The dining options on-site are fine. Fine. Not a word you want to write about a resort in this price bracket, but there it is. You'll eat well enough at breakfast, and the poolside menu does its job, but this isn't a destination where the restaurant is the reason you stay. The kitchen in your suite starts to feel less like a bonus and more like a design philosophy — they know you'll want to order in, or drive ten minutes to one of the Palm's standalone restaurants, or assemble a midnight snack from the grocery run you made on a whim. The self-sufficiency is the point.

What Stays

Here is what you remember: your daughter's wet footprints on the garden path, evaporating in real time in the Dubai heat, each print smaller and fainter until the stone is dry again and there's no evidence she was ever there. You remember the weight of the sliding door — heavy, engineered, satisfying — and the sound it makes when it seals the air-conditioned interior from the warm night outside. A soft thud, then silence.

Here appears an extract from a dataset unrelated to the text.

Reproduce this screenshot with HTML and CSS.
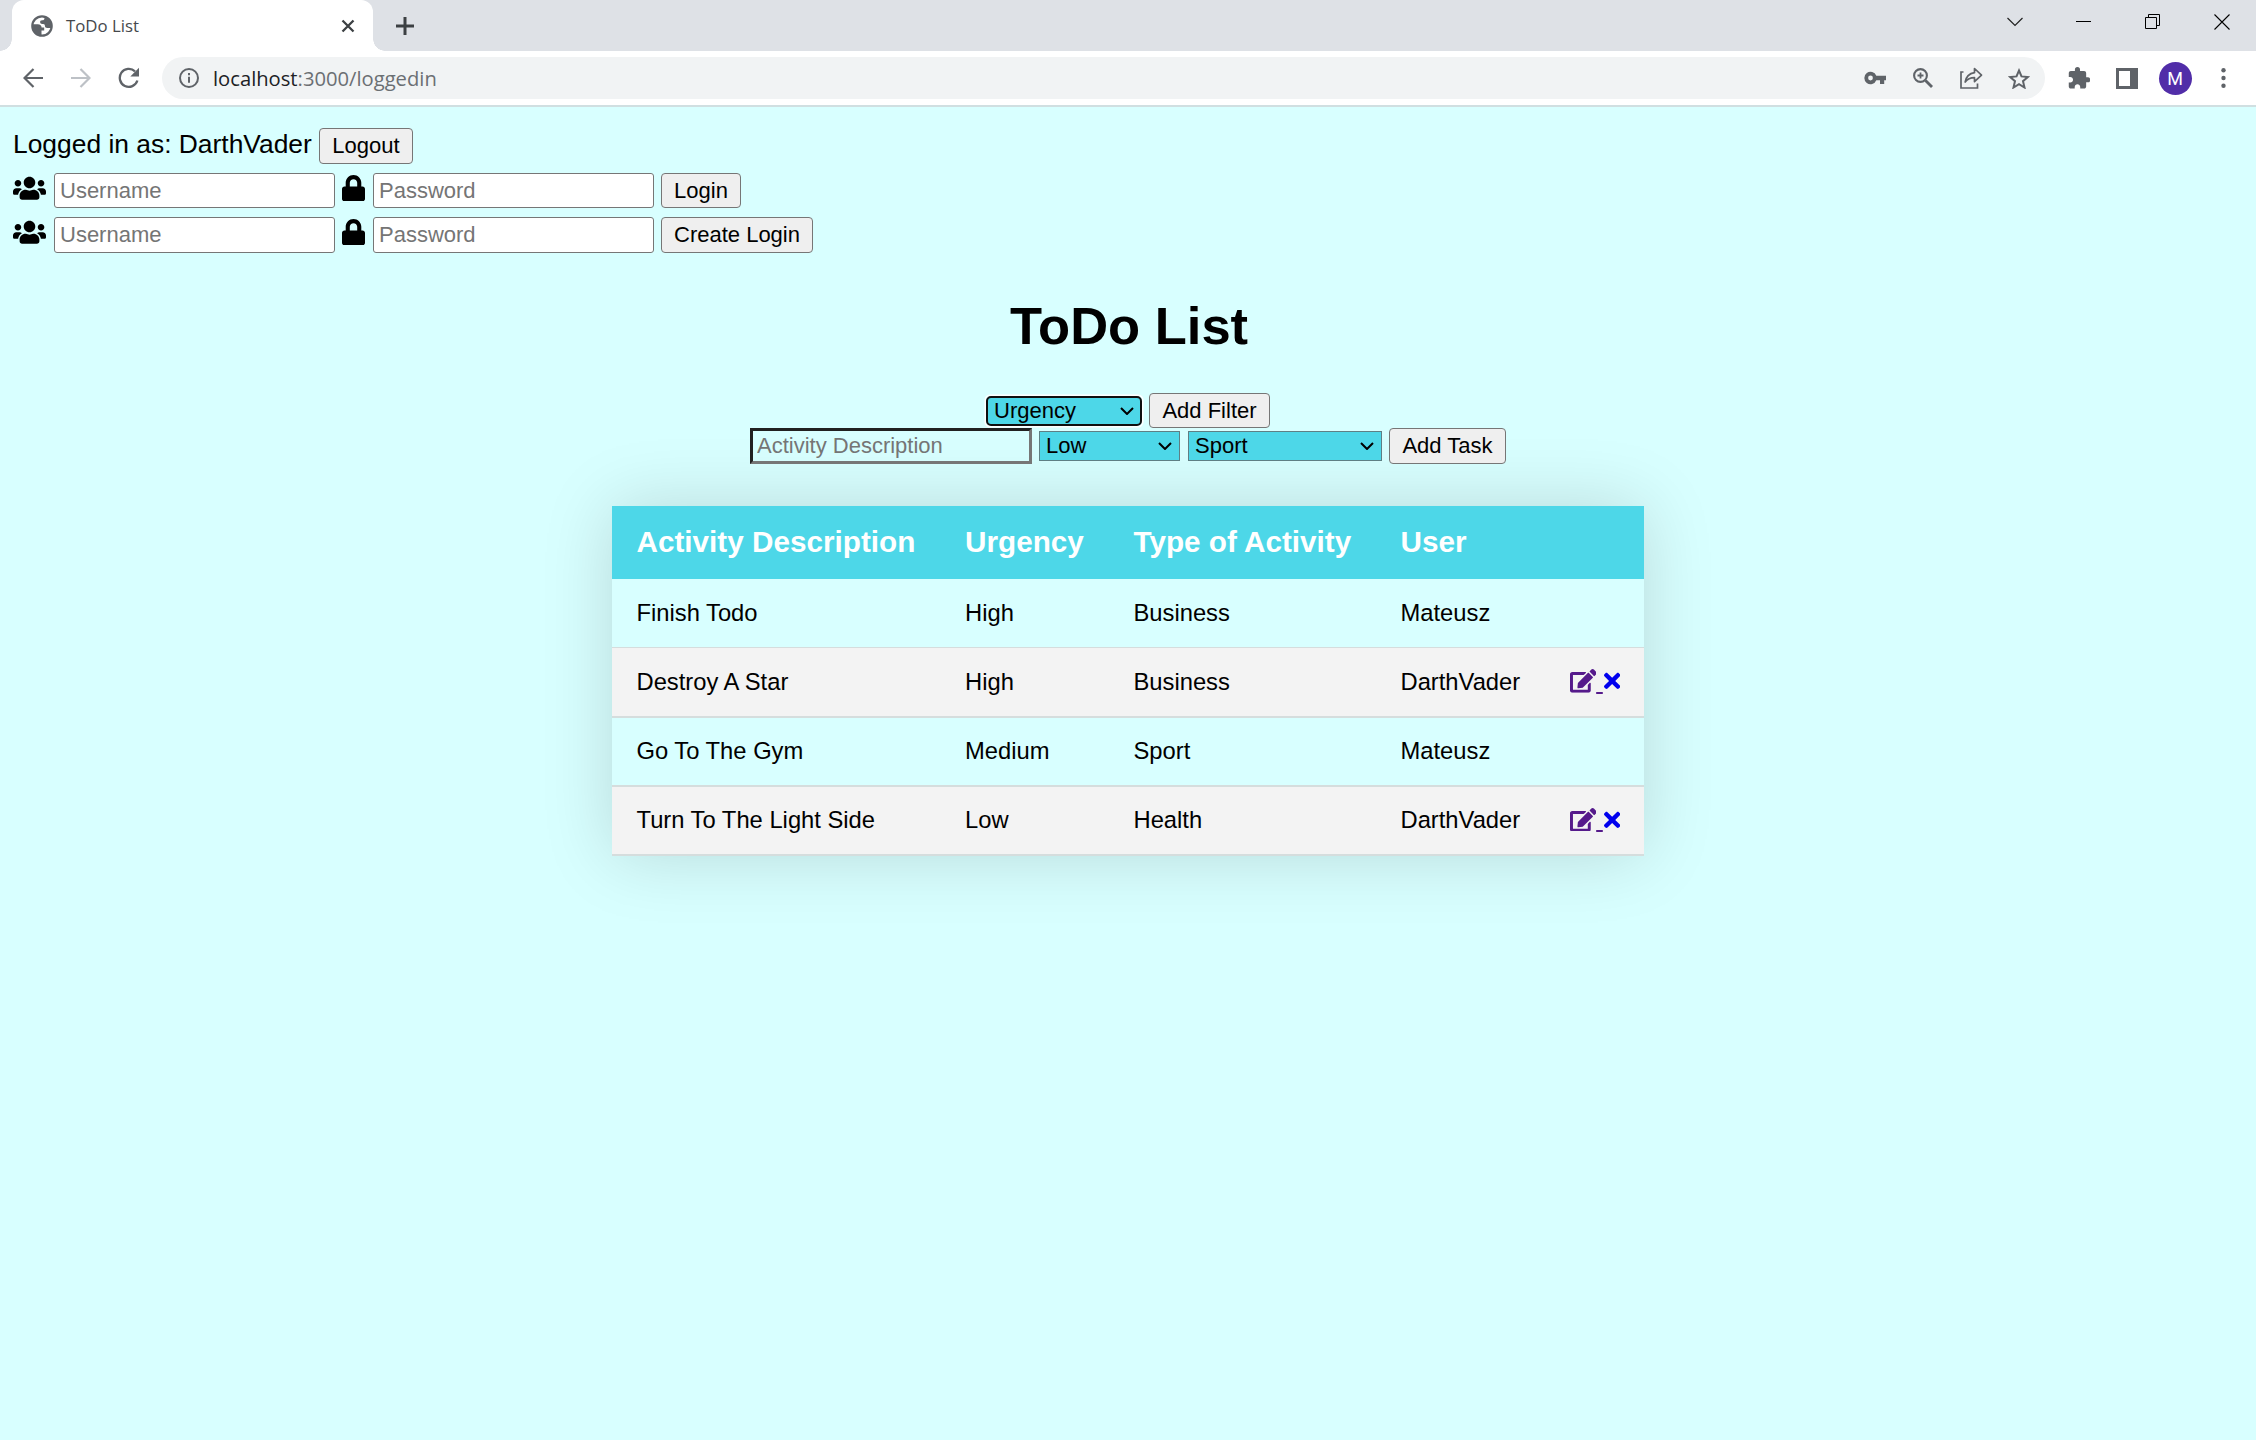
FILE: index.html
```html
<!DOCTYPE html>
<html lang="en">
<head>
<meta charset="utf-8">
<title>ToDo List</title>
<link rel="stylesheet" href="styles.css">
</head>
<body>
<svg class="defs" aria-hidden="true">
  <symbol id="users" viewBox="0 0 640 512"><path d="M96 224c35.3 0 64-28.7 64-64s-28.7-64-64-64-64 28.7-64 64 28.7 64 64 64zm448 0c35.3 0 64-28.7 64-64s-28.7-64-64-64-64 28.7-64 64 28.7 64 64 64zm32 32h-64c-17.6 0-33.5 7.1-45.1 18.6 40.3 22.1 68.9 62 75.1 109.4h66c17.7 0 32-14.3 32-32v-32c0-35.3-28.7-64-64-64zm-256 0c61.9 0 112-50.1 112-112S381.9 32 320 32 208 82.1 208 144s50.1 112 112 112zm76.8 32h-8.3c-20.8 10-43.9 16-68.5 16s-47.6-6-68.5-16h-8.3C179.6 288 128 339.6 128 403.2V432c0 26.5 21.5 48 48 48h288c26.5 0 48-21.5 48-48v-28.8c0-63.6-51.6-115.2-115.2-115.2zm-223.7-13.4C161.5 263.1 145.6 256 128 256H64c-35.3 0-64 28.7-64 64v32c0 17.7 14.3 32 32 32h65.9c6.3-47.4 34.9-87.3 75.2-109.4z"/></symbol>
  <symbol id="lock" viewBox="0 0 448 512"><path d="M400 224h-24v-72C376 68.2 307.8 0 224 0S72 68.2 72 152v72H48c-26.5 0-48 21.5-48 48v192c0 26.5 21.5 48 48 48h352c26.5 0 48-21.5 48-48V272c0-26.5-21.5-48-48-48zm-104 0H152v-72c0-39.7 32.3-72 72-72s72 32.3 72 72v72z"/></symbol>
  <symbol id="edit" viewBox="0 0 576 512"><path d="M402.6 83.2l90.2 90.2c3.8 3.8 3.8 10 0 13.8L274.4 405.6l-92.8 10.3c-12.4 1.4-22.9-9.1-21.5-21.5l10.3-92.8L388.8 83.2c3.8-3.8 10-3.8 13.8 0zm162-22.9l-48.8-48.8c-15.2-15.2-39.9-15.2-55.2 0l-35.4 35.4c-3.8 3.8-3.8 10 0 13.8l90.2 90.2c3.8 3.8 10 3.8 13.8 0l35.4-35.4c15.2-15.3 15.2-40 0-55.2zM384 346.2V448H64V128h229.8c3.2 0 6.2-1.3 8.5-3.5l40-40c7.6-7.6 2.2-20.5-8.5-20.5H48C21.5 64 0 85.5 0 112v352c0 26.5 21.5 48 48 48h352c26.5 0 48-21.5 48-48V306.2c0-10.7-12.9-16-20.5-8.5l-40 40c-2.2 2.3-3.5 5.3-3.5 8.5z"/></symbol>
  <symbol id="times" viewBox="0 0 352 512"><path d="M242.72 256l100.07-100.07c12.28-12.28 12.28-32.19 0-44.48l-22.24-22.24c-12.28-12.28-32.19-12.28-44.48 0L176 189.28 75.93 89.21c-12.28-12.28-32.19-12.28-44.48 0L9.21 111.45c-12.28 12.28-12.28 32.19 0 44.48L109.28 256 9.21 356.07c-12.28 12.28-12.28 32.19 0 44.48l22.24 22.24c12.28 12.28 32.2 12.28 44.48 0L176 322.72l100.07 100.07c12.28 12.28 32.2 12.28 44.48 0l22.24-22.24c12.28-12.28 12.28-32.19 0-44.48L242.72 256z"/></symbol>
  <symbol id="chevron" viewBox="0 0 14 8"><path d="M1 1l6 6 6-6" fill="none" stroke="#000" stroke-width="2"/></symbol>
</svg>

<header class="browser">
  <div class="tabstrip">
    <div class="tab">
      <svg class="globe" viewBox="0 0 22 22"><circle cx="11" cy="11" r="9.700" fill="#fff" stroke="#5f6368" stroke-width="2.200"/><path d="M1 9.200h5.800c2.400 0 3.800 1.300 3.800 3.400h2.600v2.800H10.500v5.400C5 20.600 1 16.500 1 11zM13.500 1.600v1.300c0 1.500-.8 2.300-2.300 2.300-1.600 0-2.100.8-2.100 1.900 0 1.300.8 1.900 2.100 1.900h1c1.200 0 1.700.8 1.700 1.700 0 1.500 1 2.200 2.300 2.200h4.800C21.500 7.500 18.500 3 13.500 1.600z" fill="#5f6368"/></svg>
      <span class="tab-title">ToDo List</span>
      <svg class="tab-close" viewBox="0 0 14 14"><path d="M1.500 1.500l11 11m0-11l-11 11" fill="none" stroke="#3c4043" stroke-width="2.300"/></svg>
    </div>
    <svg class="new-tab" viewBox="0 0 18 18"><path d="M9 0v18M0 9h18" stroke="#3c4043" stroke-width="3"/></svg>
    <div class="window-buttons">
      <span><svg width="16" height="10" viewBox="0 0 16 10"><path d="M.5 1l7.500 7.500L15.500 1" fill="none" stroke="#222" stroke-width="1.200"/></svg></span>
      <span><svg width="15" height="15" viewBox="0 0 15 15"><path d="M0 7.500h15" stroke="#000"/></svg></span>
      <span><svg width="15" height="15" viewBox="0 0 15 15"><path d="M.5 3.500h11v11H.5zM3.500 3.500v-3h11v11h-3" fill="none" stroke="#000"/></svg></span>
      <span><svg width="16" height="16" viewBox="0 0 16 16"><path d="M.5.5l15 15m0-15l-15 15" stroke="#000" stroke-width="1.100"/></svg></span>
    </div>
  </div>
  <div class="toolbar">
    <span class="tool"><svg width="20" height="20" viewBox="0 0 20 20"><path d="M20 10H2M10.500 1L1.500 10l9 9" fill="none" stroke="#5f6368" stroke-width="2.200"/></svg></span>
    <span class="tool"><svg width="20" height="20" viewBox="0 0 20 20"><path d="M0 10h18M9.500 1l9 9-9 9" fill="none" stroke="#bdc1c6" stroke-width="2.200"/></svg></span>
    <span class="tool"><svg width="22" height="22" viewBox="0 0 22 22"><path d="M19.400 13.500A9 9 0 1 1 17 4.300" fill="none" stroke="#5f6368" stroke-width="2.300"/><path d="M21 .8v8.700h-8.700z" fill="#5f6368"/></svg></span>
    <div class="omnibox">
      <svg class="info" viewBox="0 0 20 20"><circle cx="10" cy="10" r="9" fill="none" stroke="#5f6368" stroke-width="2"/><path d="M10 8.700v6M10 5v2.200" stroke="#5f6368" stroke-width="2"/></svg>
      <span class="url">localhost<span class="path">:3000/loggedin</span></span>
      <span class="tool"><svg width="22" height="14" viewBox="0 0 22 14"><path fill="#5f6368" fill-rule="evenodd" d="M12.300 4.700A6.200 6.200 0 1 0 12.300 9.200H16V13h4.200V9.200H22V4.700zM6.500 4.600a2.400 2.400 0 1 1 0 4.800 2.400 2.400 0 0 1 0-4.800z"/></svg></span>
      <span class="tool"><svg width="20" height="20" viewBox="0 0 20 20"><path d="M12.500 12.500l6.500 6.500" stroke="#5f6368" stroke-width="2.800"/><path d="M7.500 4.500v6m-3-3h6" stroke="#5f6368" stroke-width="1.800"/><circle cx="7.500" cy="7.500" r="6.400" fill="none" stroke="#5f6368" stroke-width="2.100"/></svg></span>
      <span class="tool"><svg width="23" height="22" viewBox="0 0 23 22"><path d="M3.500 5H1v16h16.500v-4.500" fill="none" stroke="#5f6368" stroke-width="1.700"/><path d="M14.500 1.500l7 6.600-7 6.600v-4c-4.300 0-7 1.200-9.300 4.300.8-4.600 3.500-8.400 9.300-9.300z" fill="none" stroke="#5f6368" stroke-width="1.700" stroke-linejoin="round"/></svg></span>
      <span class="tool"><svg width="22" height="21" viewBox="0 0 22 21"><path d="M11 2.500l2.500 5.900 6.400.6-4.900 4.200 1.500 6.300-5.500-3.300-5.500 3.300L7 13.200 2.100 9l6.400-.6z" fill="none" stroke="#5f6368" stroke-width="2"/></svg></span>
    </div>
    <span class="tool"><svg width="22" height="22" viewBox="1.500 1 21 21.500"><path fill="#5f6368" d="M20.500 11H19V7c0-1.100-.9-2-2-2h-4V3.500a2.500 2.500 0 0 0-5 0V5H4c-1.100 0-1.990.9-1.990 2v3.800H3.500c1.490 0 2.700 1.210 2.700 2.700s-1.210 2.700-2.700 2.700H2V20c0 1.100.9 2 2 2h3.800v-1.500c0-1.490 1.210-2.700 2.700-2.700s2.700 1.210 2.700 2.700V22H17c1.100 0 2-.9 2-2v-4h1.500a2.500 2.500 0 0 0 0-5z"/></svg></span>
    <span class="tool"><svg width="22" height="21" viewBox="0 0 22 21"><path fill="#5f6368" fill-rule="evenodd" d="M0 0h22v21H0zM3 3v15h11V3z"/></svg></span>
    <span class="tool"><span class="avatar">M</span></span>
    <span class="tool"><svg width="5" height="20" viewBox="0 0 5 20"><g fill="#5f6368"><circle cx="2.500" cy="2.200" r="2.200"/><circle cx="2.500" cy="10" r="2.200"/><circle cx="2.500" cy="17.800" r="2.200"/></g></svg></span>
  </div>
</header>

<main>
  <section class="account">
    <div class="session"><span>Logged in as: DarthVader</span><button class="btn">Logout</button></div>
    <form class="credentials">
      <svg class="fa-users"><use href="#users"/></svg>
      <input class="field" placeholder="Username">
      <svg class="fa-lock"><use href="#lock"/></svg>
      <input class="field" type="password" placeholder="Password">
      <button class="btn login">Login</button>
    </form>
    <form class="credentials">
      <svg class="fa-users"><use href="#users"/></svg>
      <input class="field" placeholder="Username">
      <svg class="fa-lock"><use href="#lock"/></svg>
      <input class="field" type="password" placeholder="Password">
      <button class="btn create">Create Login</button>
    </form>
  </section>

  <h1>ToDo List</h1>

  <form class="controls filter">
    <span class="select focused"><select><option>Urgency</option></select><svg><use href="#chevron"/></svg></span>
    <button class="btn">Add Filter</button>
  </form>
  <form class="controls add">
    <input class="activity" placeholder="Activity Description">
    <span class="select level"><select><option>Low</option></select><svg><use href="#chevron"/></svg></span>
    <span class="select kind"><select><option>Sport</option></select><svg><use href="#chevron"/></svg></span>
    <button class="btn">Add Task</button>
  </form>

  <table>
    <colgroup><col class="c1"><col class="c2"><col class="c3"><col class="c4"><col class="c5"></colgroup>
    <thead><tr><th>Activity Description</th><th>Urgency</th><th>Type of Activity</th><th>User</th><th></th></tr></thead>
    <tbody>
      <tr><td>Finish Todo</td><td>High</td><td>Business</td><td>Mateusz</td><td></td></tr>
      <tr><td>Destroy A Star</td><td>High</td><td>Business</td><td>DarthVader</td><td class="actions"><a class="edit"><svg><use href="#edit"/></svg>&nbsp;</a><a class="remove"><svg><use href="#times"/></svg></a></td></tr>
      <tr><td>Go To The Gym</td><td>Medium</td><td>Sport</td><td>Mateusz</td><td></td></tr>
      <tr><td>Turn To The Light Side</td><td>Low</td><td>Health</td><td>DarthVader</td><td class="actions"><a class="edit"><svg><use href="#edit"/></svg>&nbsp;</a><a class="remove"><svg><use href="#times"/></svg></a></td></tr>
    </tbody>
  </table>
</main>
</body>
</html>
```
FILE: styles.css
```css
* { box-sizing: border-box; }

body {
  margin: 0;
  min-height: 1440px;
  background: #d8ffff;
  color: #000;
  font-family: "Liberation Sans", Arial, sans-serif;
  font-size: 26.4px;
}

.defs { display: none; }
svg { display: block; flex: none; }

/* Browser frame */
.browser { height: 107px; background: #fff; border-bottom: 2px solid #d0dfe1; }

.tabstrip { display: flex; height: 51px; background: #dee1e6; }

.tab {
  position: relative;
  display: flex;
  align-items: center;
  width: 361px;
  margin-left: 12px;
  padding: 0 18px 0 19px;
  background: #fff;
  border-radius: 12px 12px 0 0;
}
.tab::before, .tab::after {
  content: "";
  position: absolute;
  bottom: 0;
  width: 12px;
  height: 12px;
}
.tab::before { left: -12px; background: radial-gradient(circle at 0 0, #dee1e6 11.500px, #fff 12px); }
.tab::after { right: -12px; background: radial-gradient(circle at 100% 0, #dee1e6 11.500px, #fff 12px); }

.globe { width: 22px; height: 22px; }
.tab-title {
  flex: 1;
  margin-left: 13px;
  font: 16.800px "Open Sans", "Noto Sans", sans-serif;
  color: #45484c;
}
.tab-close { width: 14px; height: 14px; }
.new-tab { width: 18px; height: 18px; margin: 17px 0 0 23px; }

.window-buttons { display: flex; height: 43px; margin-left: auto; }
.window-buttons span { display: flex; width: 69px; align-items: center; justify-content: center; }

.toolbar { display: flex; align-items: center; height: 54px; padding: 0 9px; }
.tool { display: flex; width: 48px; flex: none; align-items: center; justify-content: center; }

.omnibox {
  display: flex;
  flex: 1;
  align-items: center;
  height: 42px;
  margin: 0 10px 0 9px;
  padding: 0 2px 0 17px;
  background: #f1f3f4;
  border-radius: 21px;
}
.info { width: 20px; height: 20px; }
.url { flex: 1; margin-left: 14px; font: 20.200px "Open Sans", "Noto Sans", sans-serif; color: #202124; }
.path { color: #6b6f73; }

.avatar {
  width: 33px;
  height: 33px;
  border-radius: 50%;
  background: #512da8;
  color: #fff;
  font: 18px/34px Roboto, sans-serif;
  text-align: center;
}

/* Shared controls */
.btn, .field, .activity, select { margin: 0; font: 22px "Liberation Sans", Arial, sans-serif; color: #000; }
.btn {
  height: 35px;
  padding: 0;
  border: 1px solid #767676;
  border-radius: 4px;
  background: #efefef;
}
.field { width: 281px; height: 35px; padding: 0 5px; border: 1px solid #767676; border-radius: 3px; background: #fff; }
input::placeholder { color: #757575; opacity: 1; }

/* Account forms */
.account { padding: 21px 13px 0; }
.session { display: flex; align-items: center; gap: 7px; height: 36px; }
.session span { width: 299px; white-space: nowrap; line-height: 32px; margin-bottom: 4px; }
.session .btn { width: 94px; height: 36px; }
.credentials { display: flex; height: 35px; margin-top: 9px; }
.credentials + .credentials .field, .create { height: 36px; }
.fa-users { width: 33px; height: 26.400px; margin: 2px 8px 0 0; }
.fa-lock { width: 23px; height: 26.400px; margin: 2px 8px 0 7px; }
.credentials .btn { margin-left: 7px; }
.login { width: 80px; }
.create { width: 152px; }

h1 { margin: 43px 0 36px; padding-left: 2px; font-size: 52.500px; line-height: 62px; text-align: center; }

/* Filter and task forms */
.controls { display: flex; justify-content: center; align-items: center; height: 35px; }
.select { position: relative; display: flex; height: 30px; }
.select select {
  width: 100%;
  padding: 0 6px;
  border: 1px solid #5f7f84;
  border-radius: 0;
  background: #4dd7e8;
  appearance: none;
  outline: none;
}
.select svg { position: absolute; right: 8px; top: 11px; width: 14px; height: 8px; pointer-events: none; }
.focused { width: 156px; margin-right: 7px; border-radius: 4px; box-shadow: 0 0 0 1.500px #fff; }
.focused select { padding: 0 6px; border: 2px solid #101010; border-radius: 5px; }
.filter .btn { width: 121px; }
.activity {
  width: 282px;
  height: 36px;
  padding: 0 4px;
  border: 3px inset #767676;
  background: transparent;
}
.level { width: 141px; margin: 0 8px 0 7px; }
.kind { width: 194px; margin-right: 7px; }
.add .btn { width: 117px; height: 36px; }

/* Task table */
table {
  width: 1032px;
  margin: 43px auto 0;
  table-layout: fixed;
  border-collapse: separate;
  border-spacing: 0;
  font-size: 23.760px;
  box-shadow: 0 0 66px rgba(0, 0, 0, .15);
}
.c1 { width: 328.500px; }
.c2 { width: 168.500px; }
.c3 { width: 267px; }
.c4 { width: 169px; }
.c5 { width: 99px; }
th, td { padding: 0 0 0 24.500px; text-align: left; white-space: nowrap; line-height: 27px; }
th { height: 73px; padding-bottom: 2px; background: #4dd7e8; color: #fff; font-size: 29.700px; }
td { height: 69.250px; padding-bottom: 1px; border-bottom: 2px solid #d5dddd; }
tbody tr:first-child td { border-bottom-width: 1px; padding-bottom: 2px; }
tbody tr:nth-child(odd) { background: #d8ffff; }
tbody tr:nth-child(even) { background: #f3f3f3; }
.edit, .remove { text-decoration: underline; }
.edit { color: #551a8b; }
.remove { color: #0000ee; }
.actions svg { display: inline-block; height: 23.760px; vertical-align: -3px; fill: currentColor; }
.edit svg { width: 26.700px; }
.remove svg { width: 16.300px; margin-left: 1px; }
```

This is a hotel for families who've done the towering-lobby, marble-everything Dubai stay and want something that fits differently. For couples without children, or travelers chasing spectacle, the quietness here might read as absence. But if what you want is a week where the suite feels like home and the beach is the backyard, Th8 delivers that with an ease that borders on understatement — a rare quality on an island built to be seen from space.

Garden rooms start around US$490 per night, which in the economy of Palm Jumeirah — where a sea-view suite elsewhere can run three times that — feels like a quiet bargain for a space this generous. You're paying for square footage, for a kitchen you may or may not use, and for the particular luxury of a door that opens onto grass instead of a corridor.